Stocks spring back following Bernanke drop

U S STOCKS rose by the most in nearly two weeks yesterday, after data showed business investment and the housing recovery continued apace, reassuring investors worried about the Fed’s plans to reduce its massive monetary stimulus.

The Dow Jones industrial average rose 100.75 points or 0.69 per cent, to 14,760.31, the S&P 500 gained 14.94 points or 0.95 per cent, to 1,588.03 and the Nasdaq Composite added 27.13 points or 0.82 per cent, to close at 3,347.89.

Analysts said the gains were fueled by a mix of buyers. Hedge funds and retail clients of varied wealth were attracted by the market’s recent drop. Position trimming by institutions due to recent volatility pulled the market back from its highs in the final minutes of trading.

The gains came even as the latest drop in bond prices indicated higher interest rates. A lightly bid two-year government debt auction disappointed bond traders who were looking for bargain-minded investors to buy Treasuries hard hit in the recent market selloff.

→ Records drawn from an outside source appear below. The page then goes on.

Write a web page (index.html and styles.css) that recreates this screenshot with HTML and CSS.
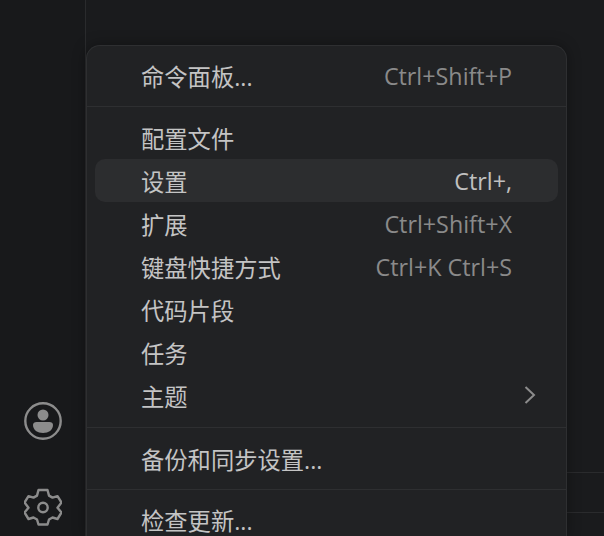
FILE: index.html
```html
<!DOCTYPE html>
<html lang="zh-CN">
<head>
  <meta charset="UTF-8">
  <title>Manage menu</title>
  <link rel="stylesheet" href="styles.css">
</head>
<body>
  <div class="workbench">
    <div class="activity-bar">
      <svg class="activity-icon" viewBox="0 0 38 38" width="38" height="38">
        <circle cx="19" cy="19" r="17.700" fill="none" stroke="#8c8c8c" stroke-width="2.400"/>
        <circle cx="19" cy="13" r="5.500" fill="#8c8c8c"/>
        <path d="M9 23c0-2 1.500-3 3.500-3h13c2 0 3.500 1 3.500 3 0 5-4.500 8-10 8s-10-3-10-8z" fill="#8c8c8c"/>
      </svg>
      <svg class="activity-icon" viewBox="0 0 38 38" width="38" height="38" fill="none" stroke="#8c8c8c" stroke-width="2.400" stroke-linejoin="round">
        <path d="M14.500 2h9l1.500 5.600 3.500 2 5-1.500 4 6.400-4 5.300 4 4.700-4 6.500-5-1.500-3.500 2-1.500 5h-9l-1.500-5-3.500-2-5 1.500-4-6.500 4-4.700-4-5.300 4-6.400 5 1.500 3.500-2z"/>
        <circle cx="19" cy="19.500" r="4.700"/>
      </svg>
    </div>
    <div class="editor-area">
      <div class="panel-line first"></div>
      <div class="panel-line"></div>
    </div>
  </div>

  <div class="menu">
    <div class="menu-item"><span>命令面板...</span><span class="keys">Ctrl+Shift+P</span></div>
    <div class="separator"></div>
    <div class="menu-item"><span>配置文件</span></div>
    <div class="menu-item active"><span>设置</span><span class="keys">Ctrl+,</span></div>
    <div class="menu-item"><span>扩展</span><span class="keys">Ctrl+Shift+X</span></div>
    <div class="menu-item"><span>键盘快捷方式</span><span class="keys">Ctrl+K Ctrl+S</span></div>
    <div class="menu-item"><span>代码片段</span></div>
    <div class="menu-item"><span>任务</span></div>
    <div class="menu-item">
      <span>主题</span>
      <svg class="chevron" viewBox="0 0 12 20" width="12" height="20" fill="none" stroke="#8c8c8c" stroke-width="2">
        <path d="M1.500 2l8.500 8-8.500 8"/>
      </svg>
    </div>
    <div class="separator wide"></div>
    <div class="menu-item"><span>备份和同步设置...</span></div>
    <div class="separator"></div>
    <div class="menu-item last"><span>检查更新...</span></div>
  </div>
</body>
</html>
```

FILE: styles.css
```css
html, body {
  margin: 0;
  height: 100%;
  overflow: hidden;
  background: #1a1b1d;
}
.workbench {
  display: flex;
  height: 536px;
}
.activity-bar {
  width: 86px;
  box-sizing: border-box;
  border-right: 1px solid #2a2b2d;
  background: #18191b;
  display: flex;
  flex-direction: column;
  align-items: center;
  padding-top: 402px;
  gap: 48px;
}
.activity-icon {
  flex: none;
}
.editor-area {
  flex: 1;
  padding-top: 472px;
}
.panel-line {
  height: 1px;
  background: #2a2b2d;
}
.panel-line.first {
  margin-bottom: 39px;
}
.menu {
  position: absolute;
  left: 86px;
  top: 45px;
  width: 481px;
  height: 491px;
  box-sizing: border-box;
  padding: 8px;
  overflow: hidden;
  background: #212224;
  border: 1px solid #2e2f31;
  border-bottom: none;
  border-radius: 14px 14px 0 0;
  box-shadow: 0 0 14px rgba(0,0,0,0.35);
  font-family: "Open Sans", "Noto Sans CJK SC", sans-serif;
  font-size: 23.3px;
  line-height: 24px;
  color: #c4c4c4;
}
.menu-item {
  height: 43px;
  box-sizing: border-box;
  display: flex;
  align-items: center;
  justify-content: space-between;
  padding: 3px 46px 0 46px;
  border-radius: 10px;
  white-space: nowrap;
  flex: none;
}
.menu-item.active {
  background: #2c2d2f;
}
.menu-item.last {
  height: 37px;
  align-items: flex-start;
  line-height: 20px;
  padding-top: 12px;
}
.keys {
  margin-top: -2px;
  color: #8a8a8a;
}
.active .keys {
  color: #c0c0c0;
}
.chevron {
  margin-right: -24px;
  margin-top: -4px;
}
.separator {
  height: 1px;
  background: #2e2f31;
  margin: 9px -8px;
}
.separator.wide {
  margin: 10px -8px 9px;
}
```
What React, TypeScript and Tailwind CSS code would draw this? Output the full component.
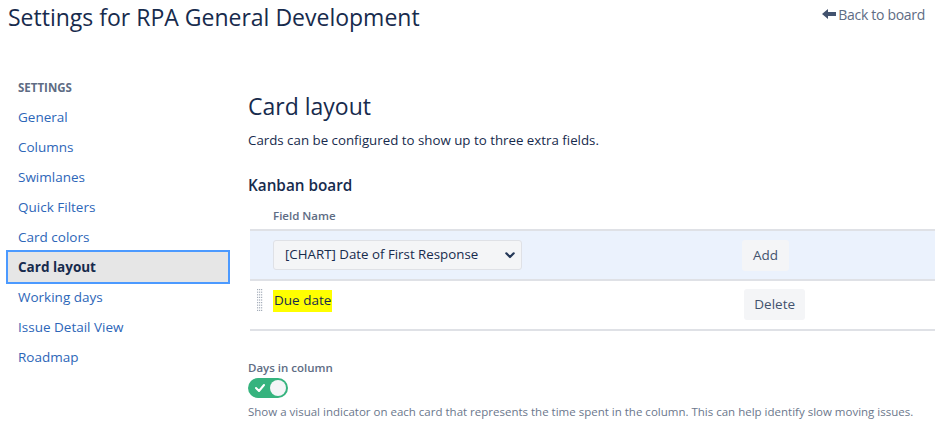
import React from "react";

const font = { fontFamily: '"Segoe UI", "Open Sans", "Noto Sans", sans-serif' };

function BackArrow() {
  return (
    <svg width="14" height="10" viewBox="0 0 14 10" className="mr-[2px]">
      <path d="M0 5 L6 0 L6 3 L14 3 L14 7 L6 7 L6 10 Z" fill="#42526e" />
    </svg>
  );
}

function DragHandle() {
  const dots: React.ReactElement[] = [];
  for (let r = 0; r < 9; r++) {
    for (let c = 0; c < 3; c++) {
      dots.push(<rect key={`${r}-${c}`} x={c * 2} y={r * 2.6} width="1.2" height="1.2" fill="#a5adba" />);
    }
  }
  return (
    <svg width="6" height="24" viewBox="0 0 6 24">
      {dots}
    </svg>
  );
}

function Chevron() {
  return (
    <svg width="10" height="7" viewBox="0 0 10 7">
      <path d="M1.3 1.3 L5 5 L8.7 1.3" stroke="#253858" strokeWidth="2.2" fill="none" strokeLinecap="round" strokeLinejoin="round" />
    </svg>
  );
}

const items = [
  "General",
  "Columns",
  "Swimlanes",
  "Quick Filters",
  "Card colors",
  "Card layout",
  "Working days",
  "Issue Detail View",
  "Roadmap",
];

export default function App() {
  return (
    <div className="w-[944px] h-[436px] bg-white overflow-hidden text-[#172b4d]" style={font}>
      <div className="flex justify-between h-[34px]">
        <h1 className="pl-[8px] text-[23px] leading-[34px] font-normal text-[#172b4d]">
          Settings for RPA General Development
        </h1>
        <a className="flex items-center h-[28px] pr-[19px] text-[14px] tracking-[-0.3px] text-[#5e6c84]">
          <BackArrow />
          Back to board
        </a>
      </div>
      <div className="flex">
        <div className="w-[220px] ml-[8px] pt-[40px] shrink-0">
          <div className="h-[28px] leading-[28px] px-[10px] text-[11.5px] font-bold text-[#5e6c84]">SETTINGS</div>
          {items.map((it) =>
            it === "Card layout" ? (
              <div
                key={it}
                className="h-[30px] leading-[30px] px-[10px] text-[13.5px] font-bold text-[#172b4d] bg-[#e6e6e6] outline-2 outline-[#4c9aff]"
              >
                {it}
              </div>
            ) : (
              <div key={it} className="h-[30px] leading-[30px] px-[10px] text-[13.5px] text-[#2d66b8]">
                {it}
              </div>
            )
          )}
        </div>
        <div className="ml-[20px] flex-1 pr-[9px] pt-[57px]">
          <h2 className="text-[23px] leading-[30px] font-medium text-[#172b4d]">Card layout</h2>
          <p className="mt-[9px] text-[13.3px] leading-[20px] text-[#172b4d]">
            Cards can be configured to show up to three extra fields.
          </p>
          <h3 className="mt-[25px] text-[15.3px] leading-[20px] font-semibold text-[#172b4d]">Kanban board</h3>
          <div className="mt-[13px] pl-[25px] text-[11.5px] leading-[16px] font-semibold text-[#5e6c84]">Field Name</div>
          <div className="mt-[5px] ml-[2px] border-t-2 border-[#dfe1e6]">
            <div className="h-[50px] bg-[#ebf2fd] flex items-center border-b-2 border-[#dfe1e6]">
              <div className="ml-[23px] w-[249px] h-[30px] bg-[#f4f5f7] border border-[#dfe1e6] rounded-[3px] flex items-center justify-between pl-[11px] pr-[6px] text-[13.3px] text-[#172b4d]">
                <span>[CHART] Date of First Response</span>
                <Chevron />
              </div>
              <div className="ml-[220px] h-[31px] px-[11px] flex items-center rounded-[3px] bg-[#f4f5f7] text-[13.5px] text-[#42526e]">
                Add
              </div>
            </div>
            <div className="h-[50px] flex items-start border-b-2 border-[#dfe1e6]">
              <div className="ml-[7px] mt-[8px]">
                <DragHandle />
              </div>
              <div className="ml-[10px] mt-[9px] h-[22px] px-[1px] bg-[#ffff00] text-[13.5px] leading-[20px] text-[#172b4d]">
                Due date
              </div>
              <div className="ml-[412px] mt-[8px] h-[31px] px-[10px] flex items-center rounded-[3px] bg-[#f4f5f7] text-[13.5px] text-[#42526e]">
                Delete
              </div>
            </div>
          </div>
          <div className="mt-[29px] text-[11.5px] leading-[16px] font-semibold text-[#5e6c84]">Days in column</div>
          <div className="mt-[2px] w-[40px] h-[20px] rounded-full bg-[#36b37e] relative flex items-center">
            <svg width="10" height="8" viewBox="0 0 10 8" className="ml-[7px]">
              <path d="M1 4 L4 7 L9 1" stroke="white" strokeWidth="2" fill="none" strokeLinecap="round" strokeLinejoin="round" />
            </svg>
            <div className="absolute right-[2px] top-[2px] w-[16px] h-[16px] rounded-full bg-[#f4f5f7]" />
          </div>
          <p className="mt-[6px] text-[11.5px] leading-[16px] whitespace-nowrap text-[#6b778c]">
            Show a visual indicator on each card that represents the time spent in the column. This can help identify slow moving issues.
          </p>
        </div>
      </div>
    </div>
  );
}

Mike Binger of Gradient Investments LLC, said: “I think investors have kind of come to the conclusion that ‘OK, we’ve made a kneejerk reaction to what the Fed has said and now we’ve taken some deep breaths and we can reassess”.

The S&P 500’s gain of just under one per cent was the biggest since 13 June and was the market’s most broad-based advance since Fed Chairman Ben Bernanke sparked a global rout in financial markets by laying out a roadmap for the end of $85bn (£55.1bn) a month in bond purchases.